I’m an oldish, constantly re-booting noob, but it seems like your Z2 top should be AeT, so 166, not 168. The other instruction I’ve read here is to see how close your AeT is to your AnT (by %), and training at <Z1 (instead of <Z2) once that difference reaches 10% or less.
There are a couple of ways to calc this, but they’ll all be close enough, as I understand it. So 194/166 = 1.17, meaning that your AeT is about 17% lower. (Or off of max HR: 194/207 = 94%, 166/207 = 80%, 94-80 = 14% difference. Or 166/194 = 86%, 1-.86 = 14%.)
So my understanding is that you can move most or all of your Z1 training to Z2 until this difference gets to ~10%, paying close attention to whether you can recover from it by the next day. (If not, it was too hard and may not have been <AeT, at least for that day. The guideline is that at ~10% is when Z2 starts to become too hard for that recovery, so the “<AeT” workouts should go to Z1, not Z2, but go by your own feelings the next day.)
Sorry for this simple explanation if you know all this already! The other stuff, I don’t know what to say.
This might be of interest:
Interpreting lab data – CHO vs Fat
along with this:
Interpreting lab data – CHO vs Fat
(which has a nice jpg with a bunch of different HR Zone methods summarized to help see what “Z3” is based on %s, which is here:
https://uphillathlete.com/wp-content/uploads/2018/06/HR-table.jpg ).
There are other explanatory posts if you search for HR zones in the forum, including one by Scott Semple that was very helpful with, I think, a followup by Scott Johnston (that I couldn’t find on first pass).
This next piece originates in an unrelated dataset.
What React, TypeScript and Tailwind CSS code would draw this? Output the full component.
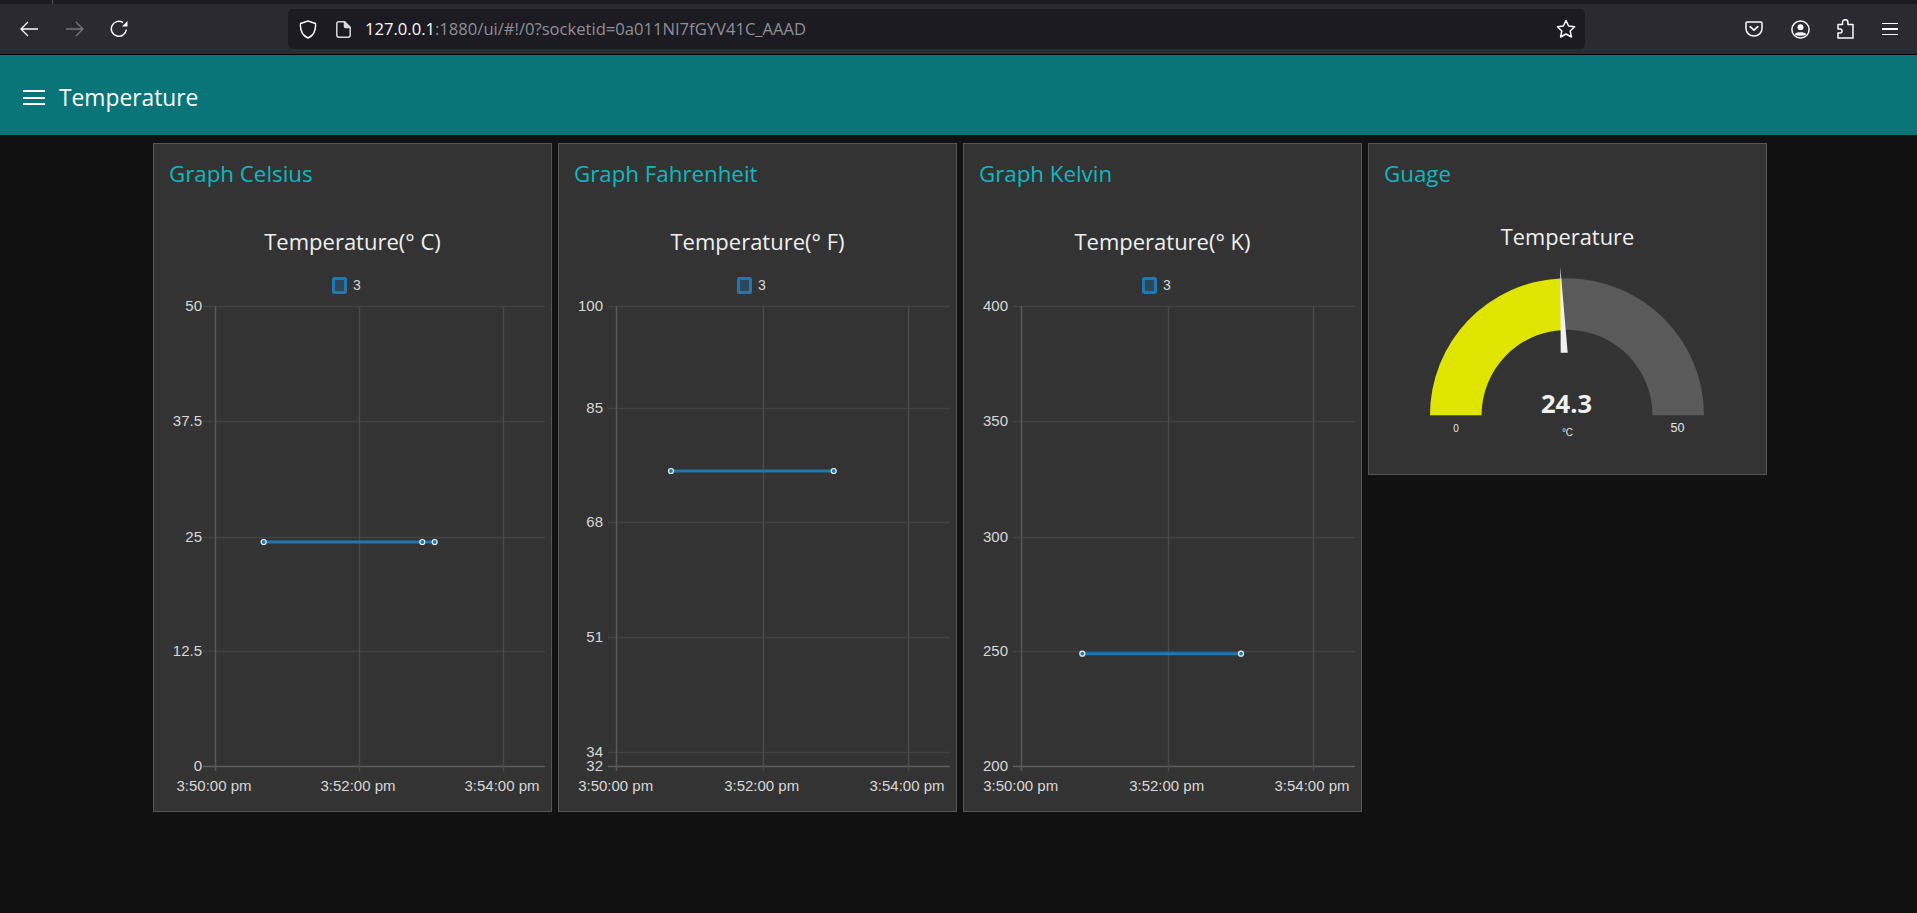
import React from 'react';

const UI_FONT = '"Open Sans", "Noto Sans", sans-serif';
const CHART_FONT = '"Liberation Sans", Arial, sans-serif';

interface ChartProps {
  title: string;
  ticks: { label: string; y: number }[];
  plotX: [number, number, number];
  labelRight: number;
  tickStart: number;
  timeX: [number, number, number];
  lineY: number;
  points: number[];
}

const CARD_VIEW = '1 61 397 607';
const TIMES = ['3:50:00 pm', '3:52:00 pm', '3:54:00 pm'];

const LineChart: React.FC<ChartProps> = ({ title, ticks, plotX, labelRight, tickStart, timeX, lineY, points }) => (
  <svg viewBox={CARD_VIEW} className="block w-[397px] h-[607px]">
    <text x={199.5} y={106.5} textAnchor="middle" fontSize={22} fill="#f0f0f0" style={{ fontFamily: UI_FONT }}>{title}</text>

    <rect x={180.5} y={135.5} width={12} height={14} rx={1} fill="rgba(31,119,180,0.3)" stroke="#1f77b4" strokeWidth={3} />
    <text x={200} y={147} fontSize={14} fill="#d8d8d8" style={{ fontFamily: CHART_FONT }}>3</text>

    {ticks.map((t, i) => (
      <g key={t.label}>
        <line x1={tickStart} x2={392} y1={t.y} y2={t.y} strokeWidth={1.5} stroke={i === ticks.length - 1 ? '#5e5e5e' : '#424242'} />
        <text x={labelRight} y={t.y + 4.5} textAnchor="end" fontSize={15} fill="#d8d8d8" style={{ fontFamily: CHART_FONT }}>{t.label}</text>
      </g>
    ))}
    {plotX.map((x, i) => (
      <line key={x} x1={x} x2={x} y1={163} y2={628} strokeWidth={1.5} stroke={i === 0 ? '#585858' : '#4a4a4a'} />
    ))}
    {TIMES.map((t, i) => (
      <text key={t} x={timeX[i]} y={648} textAnchor="middle" fontSize={15} fill="#d8d8d8" style={{ fontFamily: CHART_FONT }}>{t}</text>
    ))}

    <line x1={points[0]} x2={points[points.length - 1]} y1={lineY} y2={lineY} stroke="#1f77b4" strokeWidth={3} />
    {points.map((x) => (
      <circle key={x} cx={x} cy={lineY} r={2.5} fill="#1f77b4" stroke="#e8f2f8" strokeWidth={1.2} />
    ))}
  </svg>
);

const Card: React.FC<{ heading: string; className: string; children: React.ReactNode }> = ({ heading, className, children }) => (
  <section className={`w-[399px] shrink-0 border border-[#555555] bg-[#333333] ${className}`}>
    <h2 className="h-[60px] flex items-center pl-[15px] text-[22.3px] text-[#0eb8c0]" style={{ fontFamily: UI_FONT }}>{heading}</h2>
    {children}
  </section>
);

const Gauge: React.FC = () => (
  <svg viewBox="1 61 397 270" className="block w-[397px] h-[270px]">
    <text x={199.5} y={102} textAnchor="middle" fontSize={21.8} fill="#f0f0f0" style={{ fontFamily: UI_FONT }}>Temperature</text>
    <path d="M62 272.3A137 137 0 0 1 336 272.3L284.5 272.3A85.5 85.5 0 0 0 113.5 272.3Z" fill="#5a5a5a" />
    <path d="M62 272.3A137 137 0 0 1 193 135.4L195.24 186.9A85.5 85.5 0 0 0 113.5 272.3Z" fill="#e0e500" />
    <polygon points="192.3,123.7 192.7,209.7 199.7,209.7" fill="#f0f0f0" />
    <text x={198.5} y={270.3} textAnchor="middle" fontSize={25.5} fontWeight={700} fill="#f0f0f0" style={{ fontFamily: UI_FONT }}>24.3</text>
    <text x={199.5} y={292.7} textAnchor="middle" fontSize={10} fill="#e6e6e6" style={{ fontFamily: CHART_FONT }}>°C</text>
    <text x={88} y={289} textAnchor="middle" fontSize={10} fill="#e6e6e6" style={{ fontFamily: CHART_FONT }}>0</text>
    <text x={309.5} y={289} textAnchor="middle" fontSize={12.5} fill="#e6e6e6" style={{ fontFamily: CHART_FONT }}>50</text>
  </svg>
);

const BrowserBar: React.FC = () => (
  <div className="shrink-0">
    <div className="h-[4px] bg-[#1c1b22] flex">
      <div className="ml-[52px] w-px bg-[#55545c]" />
    </div>
    <div className="h-[51px] bg-[#2b2a33] border-b border-black flex items-center text-[#fbfbfe]">
      <svg viewBox="0 0 18 16" className="ml-[20px] w-[18px] h-[16px]" fill="none" stroke="currentColor" strokeWidth={1.3}>
        <path d="M1 8h17M8 1 1 8l7 7" />
      </svg>
      <svg viewBox="0 0 18 16" className="ml-[28px] w-[18px] h-[16px] text-[#77767e]" fill="none" stroke="currentColor" strokeWidth={1.3}>
        <path d="M0 8h17M10 1l7 7-7 7" />
      </svg>
      <svg viewBox="0 0 18 18" className="ml-[26px] w-[18px] h-[18px]" fill="none" stroke="currentColor" strokeWidth={1.5}>
        <path d="M16.3 9.5A7.5 7.5 0 1 1 13 2.6" />
        <path d="M17.5 1v5.5H12z" fill="currentColor" stroke="none" />
      </svg>

      <div className="ml-[160px] w-[1297px] h-[40px] rounded-[5px] bg-[#1c1b22] flex items-center">
        <svg viewBox="0 0 18 19" className="ml-[11px] w-[18px] h-[19px]" fill="none" stroke="currentColor" strokeWidth={1.4} strokeLinejoin="round">
          <path d="M9 1 16.5 3.5C17 10 14.5 15.5 9 18 3.5 15.5 1 10 1.5 3.5Z" />
        </svg>
        <svg viewBox="0 0 15 17" className="ml-[19px] w-[15px] h-[17px] text-[#d8d8dc]" fill="none" stroke="currentColor" strokeWidth={1.5}>
          <path d="M2.5.8H8.5L14.2 6.5V14a2.2 2.2 0 0 1-2.2 2.2H3A2.2 2.2 0 0 1 .8 14V2.5A1.7 1.7 0 0 1 2.5.8Z" />
          <path d="M8.5.8 14.2 6.5H9.5a1 1 0 0 1-1-1Z" fill="currentColor" />
        </svg>
        <div className="ml-[14px] text-[16.6px] whitespace-nowrap" style={{ fontFamily: UI_FONT }}>
          <span>127.0.0.1</span>
          <span className="text-[#8f8f97]">:1880/ui/#!/0?socketid=0a011NI7fGYV41C_AAAD</span>
        </div>
        <svg viewBox="0 0 20 20" className="ml-auto mr-[9px] w-[20px] h-[20px]" fill="none" stroke="currentColor" strokeWidth={1.5} strokeLinejoin="round">
          <path d="M10 1.5 12.6 7 18.6 7.8 14.2 12 15.4 18 10 15 4.6 18 5.8 12 1.4 7.8 7.4 7Z" />
        </svg>
      </div>

      <svg viewBox="0 0 18 16" className="ml-[160px] w-[18px] h-[16px]" fill="none" stroke="currentColor" strokeWidth={1.5} strokeLinejoin="round">
        <path d="M2.2.9H15.8A1.2 1.2 0 0 1 17 2.1V7.5A8 7.6 0 0 1 1 7.5V2.1A1.2 1.2 0 0 1 2.2.9Z" />
        <path d="M5.2 5.6 9 9.2 12.8 5.6" strokeLinecap="round" strokeWidth={1.7} />
      </svg>
      <svg viewBox="0 0 19 19" className="ml-[28px] w-[19px] h-[19px]" fill="none" stroke="currentColor" strokeWidth={1.5}>
        <circle cx={9.5} cy={9.5} r={8.6} />
        <circle cx={9.5} cy={7.2} r={3} fill="currentColor" stroke="none" />
        <path d="M3.8 14.2C5 11.6 14 11.6 15.2 14.2 13 16.4 6 16.4 3.8 14.2Z" fill="currentColor" stroke="none" />
      </svg>
      <svg viewBox="0 0 17 20" className="ml-[27px] w-[17px] h-[20px]" fill="none" stroke="currentColor" strokeWidth={1.5} strokeLinejoin="round">
        <path d="M1 5.5H5.5V3.2A2.7 2.5 0 0 1 10.9 3.2V5.5H16V19H1V14H3A2 2 0 0 0 3 10H1Z" />
      </svg>
      <div className="ml-[28px] w-[16px] flex flex-col gap-[4px]">
        <div className="h-[1.5px] bg-[#fbfbfe]" />
        <div className="h-[1.5px] bg-[#fbfbfe]" />
        <div className="h-[1.5px] bg-[#fbfbfe]" />
      </div>
    </div>
  </div>
);

const celsiusTicks = [
  { label: '50', y: 163.5 },
  { label: '37.5', y: 278.5 },
  { label: '25', y: 394.5 },
  { label: '12.5', y: 508.5 },
  { label: '0', y: 623.5 },
];

const fahrenheitTicks = [
  { label: '100', y: 163.5 },
  { label: '85', y: 265.5 },
  { label: '68', y: 379.5 },
  { label: '51', y: 494.5 },
  { label: '34', y: 609.5 },
  { label: '32', y: 623.5 },
];

const kelvinTicks = [
  { label: '400', y: 163.5 },
  { label: '350', y: 278.5 },
  { label: '300', y: 394.5 },
  { label: '250', y: 508.5 },
  { label: '200', y: 623.5 },
];

const App: React.FC = () => (
  <div className="h-screen overflow-hidden flex flex-col bg-[#111111]">
    <BrowserBar />
    <header className="h-[80px] shrink-0 bg-[#0a7579] flex items-center pl-[23px] pt-[5px] text-white">
      <div className="w-[22px] flex flex-col gap-[4.5px]">
        <div className="h-[2px] bg-white" />
        <div className="h-[2px] bg-white" />
        <div className="h-[2px] bg-white" />
      </div>
      <h1 className="ml-[14px] pt-[1px] text-[22.8px]" style={{ fontFamily: UI_FONT }}>Temperature</h1>
    </header>
    <main className="flex items-start gap-[6px] pl-[153px] pt-[8px]">
      <Card heading="Graph Celsius" className="h-[669px]">
        <LineChart
          title="Temperature(° C)"
          ticks={celsiusTicks}
          plotX={[62.5, 206.5, 350.5]}
          labelRight={49}
          tickStart={50}
          timeX={[61, 205, 349]}
          lineY={399}
          points={[110.7, 269.3, 281.7]}
        />
      </Card>
      <Card heading="Graph Fahrenheit" className="h-[669px]">
        <LineChart
          title="Temperature(° F)"
          ticks={fahrenheitTicks}
          plotX={[58.5, 205.5, 350.5]}
          labelRight={45}
          tickStart={50}
          timeX={[57.7, 203.7, 349]}
          lineY={328}
          points={[113, 275.7]}
        />
      </Card>
      <Card heading="Graph Kelvin" className="h-[669px]">
        <LineChart
          title="Temperature(° K)"
          ticks={kelvinTicks}
          plotX={[58.5, 205.5, 350.5]}
          labelRight={45}
          tickStart={50}
          timeX={[57.7, 203.7, 349]}
          lineY={510.7}
          points={[119.3, 278]}
        />
      </Card>
      <Card heading="Guage" className="h-[332px]">
        <Gauge />
      </Card>
    </main>
  </div>
);

export default App;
—Also! Given your experience, do you know what might be the easiest or most efficient way to do a “weekend Wind River trip” if I had to fly in from out of state (to enter, say, at Big Sandy)? (Or maybe you mean you are driving in when you do your Teton/Wind River trips you mentioned?) Thanks for any tips, and best wishes for a good summer season!